• _TASK DIRECTIONS_
Look through the data below. Pick out the lines holding the string "React".

• _DATA_
-- START --
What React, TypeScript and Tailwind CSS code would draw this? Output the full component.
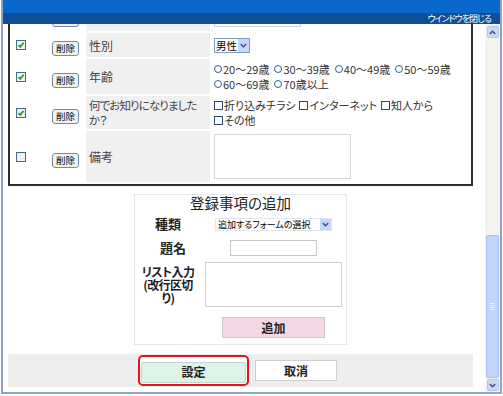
import React from 'react';

const jp = "font-['Noto_Sans_CJK_JP','Noto_Sans',sans-serif] [font-feature-settings:'palt']";

const CheckBox = ({ checked }: { checked: boolean }) => (
  <svg width="10" height="10" viewBox="0 0 10 10" className="block">
    <rect x="0.5" y="0.5" width="9" height="9" fill="#f2f2ee" stroke="#3f6a96" />
    {checked && <path d="M2.4 5 L4.2 6.9 L7.6 2.9" stroke="#22a322" strokeWidth="1.7" fill="none" />}
  </svg>
);

const DeleteButton = () => (
  <button className="w-[27px] h-[15px] rounded-[3px] border border-[#7189b0] bg-[#f3f3ee] text-[9.5px] leading-[13px] text-black">
    削除
  </button>
);

const Radio = ({ label }: { label: string }) => (
  <span className="inline-flex items-center mr-[5px] whitespace-nowrap">
    <span className="inline-block w-[8px] h-[8px] rounded-full border border-[#2f5f90] bg-white mr-px" />
    {label}
  </span>
);

const Check = ({ label }: { label: string }) => (
  <span className="inline-flex items-center mr-[4px] whitespace-nowrap">
    <span className="inline-block w-[9px] h-[9px] border border-[#2b4a6b] bg-white mr-px" />
    {label}
  </span>
);

const Chevron = ({ up }: { up?: boolean }) => (
  <svg width="7" height="5" viewBox="0 0 7 5">
    <path d={up ? 'M0.8 4 L3.5 1.2 L6.2 4' : 'M0.8 1 L3.5 3.8 L6.2 1'} stroke="#3c4f78" strokeWidth="1.4" fill="none" />
  </svg>
);

const rows = [
  { checked: true, label: '性別', kind: 'select', text: 'text-[12px]' },
  { checked: true, label: '年齢', kind: 'radio', text: 'text-[12px]' },
  { checked: true, label: '何でお知りになりました\nか？', kind: 'check', text: 'text-[11.5px] tracking-[-0.9px]' },
  { checked: false, label: '備考', kind: 'textarea', text: 'text-[12px]' },
];

const rowHeights: Record<string, string> = {
  select: 'h-[22px]',
  radio: 'h-[35px]',
  check: 'h-[33px]',
  textarea: 'h-[51px]',
};

const Value = ({ kind }: { kind: string }) => {
  if (kind === 'select')
    return (
      <div className="w-[36px] h-[15px] border border-[#7f9db9] bg-white flex items-center">
        <span className="flex-1 text-[10.5px] leading-[13px] text-black pl-px whitespace-nowrap">男性</span>
        <span className="w-[11px] h-[13px] bg-[#c4d6fb] flex items-center justify-center">
          <Chevron />
        </span>
      </div>
    );
  if (kind === 'radio')
    return (
      <div className="text-[11px] leading-[15px] text-[#333] flex flex-wrap">
        {['20～29歳', '30～39歳', '40～49歳', '50～59歳', '60～69歳', '70歳以上'].map((l) => (
          <Radio key={l} label={l} />
        ))}
      </div>
    );
  if (kind === 'check')
    return (
      <div className="text-[11px] leading-[15px] text-[#333] flex flex-wrap">
        {['折り込みチラシ', 'インターネット', '知人から', 'その他'].map((l) => (
          <Check key={l} label={l} />
        ))}
      </div>
    );
  return <div className="w-[137px] h-[45px] border border-[#d4d4d4] bg-white" />;
};

const App = () => {
  return (
    <div className={`w-[503px] h-[396px] bg-white overflow-hidden ${jp}`}>
      <div className="ml-px w-[501px] h-[394px] border-x-2 border-b-2 border-[#8ea3cc] flex flex-col">
        {/* title bar */}
        <div className="h-[24px] flex flex-col shrink-0">
          <div className="h-[13px] bg-[#0868cc]" />
          <div className="h-[11px] bg-[#104f98] flex items-center justify-end pr-[9px]">
            <span className="text-[9px] leading-[10px] tracking-[-1px] text-white">ウインドウを閉じる</span>
          </div>
        </div>

        <div className="flex flex-1 min-h-0">
          {/* scrolled content */}
          <div className="flex-1 overflow-hidden">
            <div className="-mt-[37px] ml-[5px] w-[465px]">
              <div className="border-2 border-[#2e2e2e]">
                <table className="table-fixed w-full border-separate border-spacing-[2px]">
                  <colgroup>
                    <col className="w-[33px]" />
                    <col className="w-[37px]" />
                    <col className="w-[124px]" />
                    <col />
                  </colgroup>
                  <tbody>
                    {/* row scrolled mostly out of view */}
                    <tr className="h-[40px]">
                      <td className="pl-[4px] align-top"><CheckBox checked /></td>
                      <td className="pl-[5px] align-bottom pb-[4px]">
                        <div className="w-[27px] h-[15px] rounded-[3px] border border-[#7189b0] bg-[#f3f3ee]" />
                      </td>
                      <td className="bg-[#f0f0f0]" />
                      <td className="pl-[2px] align-bottom pb-[4px]">
                        <div className="w-[87px] h-[18px] border border-[#d0d0d0] bg-white" />
                      </td>
                    </tr>
                    {rows.map((r) => (
                      <tr key={r.label} className={rowHeights[r.kind]}>
                        <td className="pl-[4px] align-middle"><CheckBox checked={r.checked} /></td>
                        <td className="pl-[5px] align-middle"><DeleteButton /></td>
                        <td className={`bg-[#f0f0f0] pl-[3px] leading-[15px] text-[#444] align-middle whitespace-pre-line ${r.text}`}>
                          {r.label}
                        </td>
                        <td className="pl-[2px] align-middle"><Value kind={r.kind} /></td>
                      </tr>
                    ))}
                  </tbody>
                </table>
              </div>

              {/* add item box */}
              <div className="mt-[8px] mx-auto w-[213px] border border-[#e6e6e6] flex flex-col pb-[6px]">
                <div className="h-[17px] text-center text-[14.5px] leading-[16px] text-[#222]">登録事項の追加</div>
                <div className="h-[24px] flex items-center">
                  <div className="w-[62px] ml-[2px] text-center text-[13px] font-bold text-[#222]">種類</div>
                  <div className="ml-[6px] w-[137px] flex justify-center">
                    <div className="w-[117px] h-[13px] border border-[#dfe6f0] bg-white flex items-center">
                      <span className="flex-1 pl-[2px] text-[9px] leading-[11px] text-black whitespace-nowrap">追加するフォームの選択</span>
                      <span className="w-[11px] h-[11px] bg-[#c4d6fb] flex items-center justify-center"><Chevron /></span>
                    </div>
                  </div>
                </div>
                <div className="h-[23px] flex items-center">
                  <div className="w-[62px] ml-[2px] text-center text-[13px] font-bold text-[#222] pl-[10px]">題名</div>
                  <div className="ml-[6px] w-[137px] flex justify-center">
                    <div className="w-[87px] h-[16px] border border-[#c8c8c8] bg-white" />
                  </div>
                </div>
                <div className="h-[50px] flex items-center">
                  <div className="w-[62px] ml-[2px] text-center text-[12px] tracking-[-0.6px] leading-[13px] font-bold text-[#222] whitespace-pre-line">
                    {'リスト入力\n(改行区切\nり)'}
                  </div>
                  <div className="ml-[6px] w-[137px] h-[45px] border border-[#cfcfcf] bg-white" />
                </div>
                <div className="mt-[8px] flex">
                  <div className="ml-[70px] w-[137px] flex justify-center">
                    <button className="w-[103px] h-[21px] bg-[#f5d8e5] border border-[#cbcbcb] text-[12px] font-bold text-[#222]">
                      追加
                    </button>
                  </div>
                </div>
              </div>

              {/* footer buttons */}
              <div className="mt-[9px] h-[33px] bg-[#eeeeee] flex items-center justify-center gap-[6px] pr-[6px]">
                <div className="rounded-[5px] border-2 border-[#e4131c] bg-white p-[1px]">
                  <button className="w-[105px] h-[21px] bg-[#dbf4e5] border border-[#c4d6c9] rounded-[2px] text-[12px] font-bold text-[#222]">
                    設定
                  </button>
                </div>
                <button className="w-[82px] h-[21px] bg-white border border-[#cfcfcf] text-[12px] font-bold text-[#222]">
                  取消
                </button>
              </div>
            </div>
          </div>

          {/* scrollbar */}
          <div className="w-[15px] bg-[#f4f3ee] flex flex-col items-center pt-[2px] pb-[1px]">
            <div className="w-[12px] h-[12px] rounded-[2px] bg-[#c9d9f8] border border-[#b3c7ee] flex items-center justify-center">
              <Chevron up />
            </div>
            <div className="flex-1 w-full flex flex-col justify-end items-center pb-[1px]">
              <div className="w-[13px] h-[143px] rounded-[2px] bg-[#c2d4fc] border border-[#a9bff2] flex flex-col items-center justify-center gap-[1px]">
                {[0, 1, 2, 3].map((i) => (
                  <div key={i} className="w-[5px] h-px bg-[#e6edfd]" />
                ))}
              </div>
            </div>
            <div className="w-[12px] h-[12px] rounded-[2px] bg-[#c9d9f8] border border-[#b3c7ee] flex items-center justify-center">
              <Chevron />
            </div>
          </div>
        </div>
      </div>
    </div>
  );
};

export default App;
-- END --
• _FINISHED TASK_
What React, TypeScript and Tailwind CSS code would draw this? Output the full component.
import React from 'react';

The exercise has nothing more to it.